### EXERCISE
Copy the lines from the start of the records below through the line containing "import React from 'react'", both included, and leave out the pictures.
BEGIN
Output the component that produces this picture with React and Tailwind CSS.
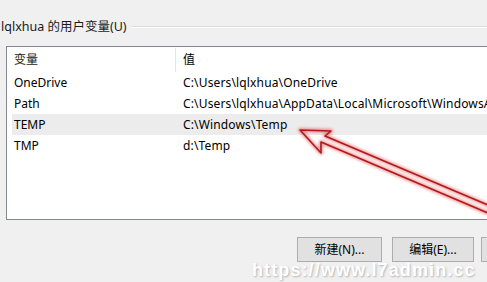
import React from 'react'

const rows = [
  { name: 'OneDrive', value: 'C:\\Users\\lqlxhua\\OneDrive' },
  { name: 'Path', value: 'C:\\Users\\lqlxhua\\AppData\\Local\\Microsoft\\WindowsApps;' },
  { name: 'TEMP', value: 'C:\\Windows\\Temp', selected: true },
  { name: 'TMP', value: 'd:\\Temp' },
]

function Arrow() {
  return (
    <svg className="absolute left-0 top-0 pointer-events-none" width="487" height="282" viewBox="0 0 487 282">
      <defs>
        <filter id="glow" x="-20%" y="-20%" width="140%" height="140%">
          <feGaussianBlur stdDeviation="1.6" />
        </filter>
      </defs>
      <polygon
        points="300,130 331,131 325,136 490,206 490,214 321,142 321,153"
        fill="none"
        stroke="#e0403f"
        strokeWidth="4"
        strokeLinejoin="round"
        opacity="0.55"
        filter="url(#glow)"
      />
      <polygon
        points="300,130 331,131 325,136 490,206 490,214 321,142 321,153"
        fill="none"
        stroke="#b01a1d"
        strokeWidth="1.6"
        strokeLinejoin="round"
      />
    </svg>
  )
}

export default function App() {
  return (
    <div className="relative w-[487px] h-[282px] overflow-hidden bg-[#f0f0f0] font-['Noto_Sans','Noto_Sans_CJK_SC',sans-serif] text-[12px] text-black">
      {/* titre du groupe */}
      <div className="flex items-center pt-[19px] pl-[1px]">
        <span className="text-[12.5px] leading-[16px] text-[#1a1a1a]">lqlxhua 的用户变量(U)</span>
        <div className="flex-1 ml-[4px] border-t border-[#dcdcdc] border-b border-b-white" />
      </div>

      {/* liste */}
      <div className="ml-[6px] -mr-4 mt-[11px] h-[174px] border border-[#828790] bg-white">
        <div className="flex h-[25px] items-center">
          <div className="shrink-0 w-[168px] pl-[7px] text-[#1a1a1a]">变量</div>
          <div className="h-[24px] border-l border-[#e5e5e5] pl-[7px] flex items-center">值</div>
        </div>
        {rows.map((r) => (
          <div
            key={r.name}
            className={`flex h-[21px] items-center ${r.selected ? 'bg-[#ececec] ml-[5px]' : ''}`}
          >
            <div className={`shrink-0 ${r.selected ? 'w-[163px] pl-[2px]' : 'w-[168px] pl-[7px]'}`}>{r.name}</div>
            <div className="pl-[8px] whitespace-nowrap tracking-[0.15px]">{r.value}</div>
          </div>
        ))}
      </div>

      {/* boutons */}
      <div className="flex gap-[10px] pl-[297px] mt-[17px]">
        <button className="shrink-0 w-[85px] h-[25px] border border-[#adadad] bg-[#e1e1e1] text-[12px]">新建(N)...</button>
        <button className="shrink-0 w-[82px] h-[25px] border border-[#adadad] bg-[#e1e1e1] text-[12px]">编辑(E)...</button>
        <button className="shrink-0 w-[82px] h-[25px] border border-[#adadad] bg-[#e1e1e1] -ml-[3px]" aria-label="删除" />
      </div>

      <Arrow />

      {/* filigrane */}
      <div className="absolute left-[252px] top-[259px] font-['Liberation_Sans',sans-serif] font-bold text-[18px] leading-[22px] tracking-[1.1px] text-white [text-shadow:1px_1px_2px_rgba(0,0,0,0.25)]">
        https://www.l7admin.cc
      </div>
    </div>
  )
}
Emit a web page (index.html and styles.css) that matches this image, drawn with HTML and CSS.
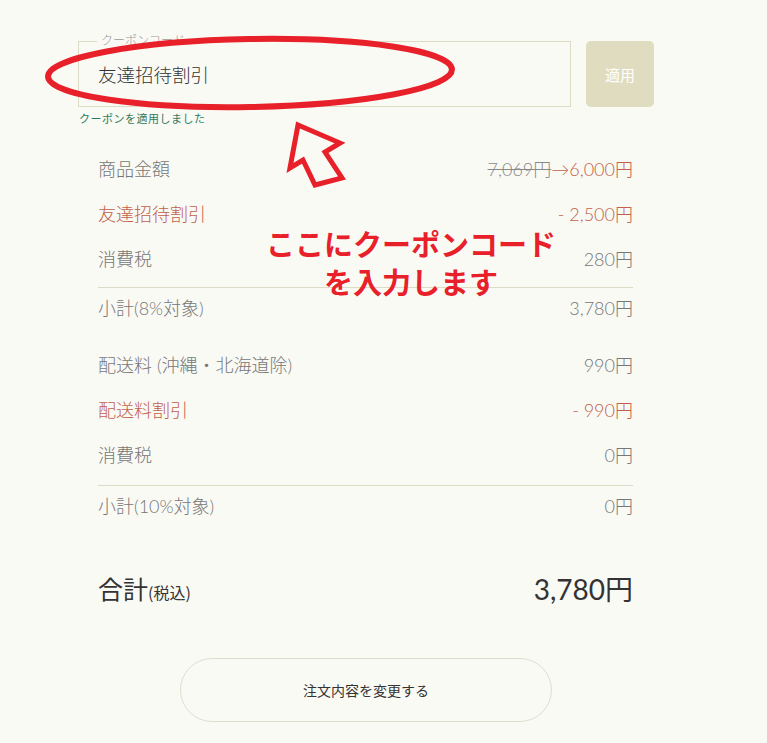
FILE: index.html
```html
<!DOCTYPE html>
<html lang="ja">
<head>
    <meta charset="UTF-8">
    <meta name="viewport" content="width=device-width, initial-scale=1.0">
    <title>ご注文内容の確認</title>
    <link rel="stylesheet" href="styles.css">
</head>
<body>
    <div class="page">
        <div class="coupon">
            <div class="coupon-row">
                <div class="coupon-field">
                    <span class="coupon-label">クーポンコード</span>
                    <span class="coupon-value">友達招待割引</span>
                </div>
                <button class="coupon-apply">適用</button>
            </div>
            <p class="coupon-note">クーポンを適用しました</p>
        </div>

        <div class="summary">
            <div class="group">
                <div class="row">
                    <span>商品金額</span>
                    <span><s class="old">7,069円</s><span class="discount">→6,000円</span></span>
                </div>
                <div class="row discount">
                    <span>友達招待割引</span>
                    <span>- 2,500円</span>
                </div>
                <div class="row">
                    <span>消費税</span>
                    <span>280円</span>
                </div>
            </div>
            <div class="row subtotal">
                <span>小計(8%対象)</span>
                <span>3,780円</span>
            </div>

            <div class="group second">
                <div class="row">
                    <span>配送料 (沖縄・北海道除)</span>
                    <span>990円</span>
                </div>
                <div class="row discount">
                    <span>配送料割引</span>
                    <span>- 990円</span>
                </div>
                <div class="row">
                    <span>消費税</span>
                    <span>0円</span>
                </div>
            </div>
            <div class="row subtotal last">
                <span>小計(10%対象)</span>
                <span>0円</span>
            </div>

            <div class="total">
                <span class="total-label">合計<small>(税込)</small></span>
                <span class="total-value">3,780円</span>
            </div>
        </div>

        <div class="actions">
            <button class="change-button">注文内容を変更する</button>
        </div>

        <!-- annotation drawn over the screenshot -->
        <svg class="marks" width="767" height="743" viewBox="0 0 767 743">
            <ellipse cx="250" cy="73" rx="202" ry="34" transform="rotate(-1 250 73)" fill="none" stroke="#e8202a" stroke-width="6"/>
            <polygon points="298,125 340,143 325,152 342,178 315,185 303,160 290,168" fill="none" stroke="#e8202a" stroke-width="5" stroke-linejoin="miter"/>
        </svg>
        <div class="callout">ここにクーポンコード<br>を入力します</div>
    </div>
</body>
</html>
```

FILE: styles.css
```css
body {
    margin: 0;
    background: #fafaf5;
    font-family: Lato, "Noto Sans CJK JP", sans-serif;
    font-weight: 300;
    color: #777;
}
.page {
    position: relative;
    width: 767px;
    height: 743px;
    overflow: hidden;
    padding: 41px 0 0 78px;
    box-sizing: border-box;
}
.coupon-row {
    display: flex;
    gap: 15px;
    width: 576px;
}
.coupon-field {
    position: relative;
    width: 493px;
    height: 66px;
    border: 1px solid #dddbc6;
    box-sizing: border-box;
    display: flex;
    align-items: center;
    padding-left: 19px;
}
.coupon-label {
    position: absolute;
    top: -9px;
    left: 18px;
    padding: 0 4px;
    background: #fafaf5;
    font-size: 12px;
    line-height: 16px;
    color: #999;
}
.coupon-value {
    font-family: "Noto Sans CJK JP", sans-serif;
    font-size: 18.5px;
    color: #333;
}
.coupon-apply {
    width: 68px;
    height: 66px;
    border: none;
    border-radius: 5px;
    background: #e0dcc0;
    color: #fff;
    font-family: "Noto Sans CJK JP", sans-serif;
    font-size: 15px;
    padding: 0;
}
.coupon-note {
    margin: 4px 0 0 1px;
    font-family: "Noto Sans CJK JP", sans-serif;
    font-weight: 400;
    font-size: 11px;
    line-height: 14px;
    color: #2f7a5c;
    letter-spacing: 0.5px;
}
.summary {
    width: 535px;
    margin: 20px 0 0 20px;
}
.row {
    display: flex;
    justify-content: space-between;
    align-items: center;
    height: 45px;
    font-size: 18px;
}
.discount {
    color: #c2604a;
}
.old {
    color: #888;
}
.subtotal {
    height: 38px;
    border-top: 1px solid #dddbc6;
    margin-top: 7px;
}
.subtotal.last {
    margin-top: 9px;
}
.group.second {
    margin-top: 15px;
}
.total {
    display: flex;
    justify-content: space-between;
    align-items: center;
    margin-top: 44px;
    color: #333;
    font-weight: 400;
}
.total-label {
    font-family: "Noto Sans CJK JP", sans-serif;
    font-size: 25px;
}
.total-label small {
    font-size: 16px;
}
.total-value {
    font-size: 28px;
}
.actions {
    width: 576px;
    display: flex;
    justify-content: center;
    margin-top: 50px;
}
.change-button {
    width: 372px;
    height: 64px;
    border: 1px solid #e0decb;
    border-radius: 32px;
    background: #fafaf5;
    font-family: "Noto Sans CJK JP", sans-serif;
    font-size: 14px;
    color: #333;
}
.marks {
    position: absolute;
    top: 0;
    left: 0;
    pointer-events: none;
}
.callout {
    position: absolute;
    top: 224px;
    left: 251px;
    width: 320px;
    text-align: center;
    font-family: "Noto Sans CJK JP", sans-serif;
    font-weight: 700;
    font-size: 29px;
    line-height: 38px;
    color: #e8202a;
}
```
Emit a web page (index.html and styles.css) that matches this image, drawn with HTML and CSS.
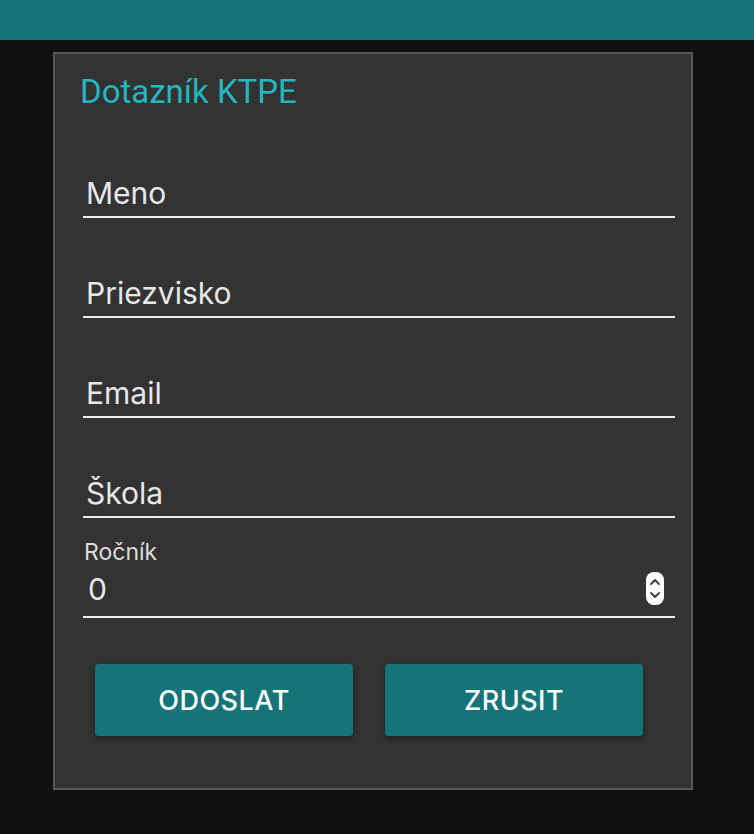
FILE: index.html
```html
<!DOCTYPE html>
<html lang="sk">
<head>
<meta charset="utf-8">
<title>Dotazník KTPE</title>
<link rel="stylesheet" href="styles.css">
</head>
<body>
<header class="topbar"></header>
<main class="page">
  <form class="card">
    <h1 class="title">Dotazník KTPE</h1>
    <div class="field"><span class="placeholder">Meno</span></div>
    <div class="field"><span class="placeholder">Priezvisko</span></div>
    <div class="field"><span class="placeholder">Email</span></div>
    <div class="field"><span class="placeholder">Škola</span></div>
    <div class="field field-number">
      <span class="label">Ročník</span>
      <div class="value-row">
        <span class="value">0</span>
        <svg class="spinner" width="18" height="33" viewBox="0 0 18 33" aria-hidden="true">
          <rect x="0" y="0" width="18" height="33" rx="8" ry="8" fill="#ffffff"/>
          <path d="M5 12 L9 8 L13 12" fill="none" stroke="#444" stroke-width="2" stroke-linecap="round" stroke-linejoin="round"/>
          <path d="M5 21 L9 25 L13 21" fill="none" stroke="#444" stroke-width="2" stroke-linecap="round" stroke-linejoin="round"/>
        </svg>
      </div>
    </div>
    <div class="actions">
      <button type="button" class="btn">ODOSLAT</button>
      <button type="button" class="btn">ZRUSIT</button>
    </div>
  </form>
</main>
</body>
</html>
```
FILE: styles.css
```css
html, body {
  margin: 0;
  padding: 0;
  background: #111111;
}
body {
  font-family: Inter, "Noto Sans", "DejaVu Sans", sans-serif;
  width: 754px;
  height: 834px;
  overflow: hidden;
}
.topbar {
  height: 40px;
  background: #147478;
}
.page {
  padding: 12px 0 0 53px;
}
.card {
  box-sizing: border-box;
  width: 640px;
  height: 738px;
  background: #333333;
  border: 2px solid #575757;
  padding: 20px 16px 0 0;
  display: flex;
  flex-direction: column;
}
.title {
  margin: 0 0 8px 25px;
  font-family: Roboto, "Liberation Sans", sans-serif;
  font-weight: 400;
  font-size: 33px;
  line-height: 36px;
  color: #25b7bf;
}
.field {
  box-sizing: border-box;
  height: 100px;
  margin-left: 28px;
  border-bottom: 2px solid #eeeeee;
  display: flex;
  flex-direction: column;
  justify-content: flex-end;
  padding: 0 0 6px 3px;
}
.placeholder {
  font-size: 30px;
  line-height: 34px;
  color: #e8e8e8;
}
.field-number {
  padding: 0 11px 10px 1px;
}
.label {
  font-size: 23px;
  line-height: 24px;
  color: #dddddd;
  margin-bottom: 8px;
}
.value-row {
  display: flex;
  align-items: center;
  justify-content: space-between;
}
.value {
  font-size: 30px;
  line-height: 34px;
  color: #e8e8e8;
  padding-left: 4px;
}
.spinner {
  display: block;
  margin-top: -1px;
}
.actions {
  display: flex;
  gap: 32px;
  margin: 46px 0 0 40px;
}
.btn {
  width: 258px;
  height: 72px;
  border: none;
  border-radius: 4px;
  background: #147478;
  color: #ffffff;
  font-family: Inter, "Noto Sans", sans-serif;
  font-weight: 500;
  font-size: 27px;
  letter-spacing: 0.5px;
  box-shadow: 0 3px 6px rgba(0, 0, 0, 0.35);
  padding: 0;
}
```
END
### THE RESULT
Output the component that produces this picture with React and Tailwind CSS.
import React from 'react'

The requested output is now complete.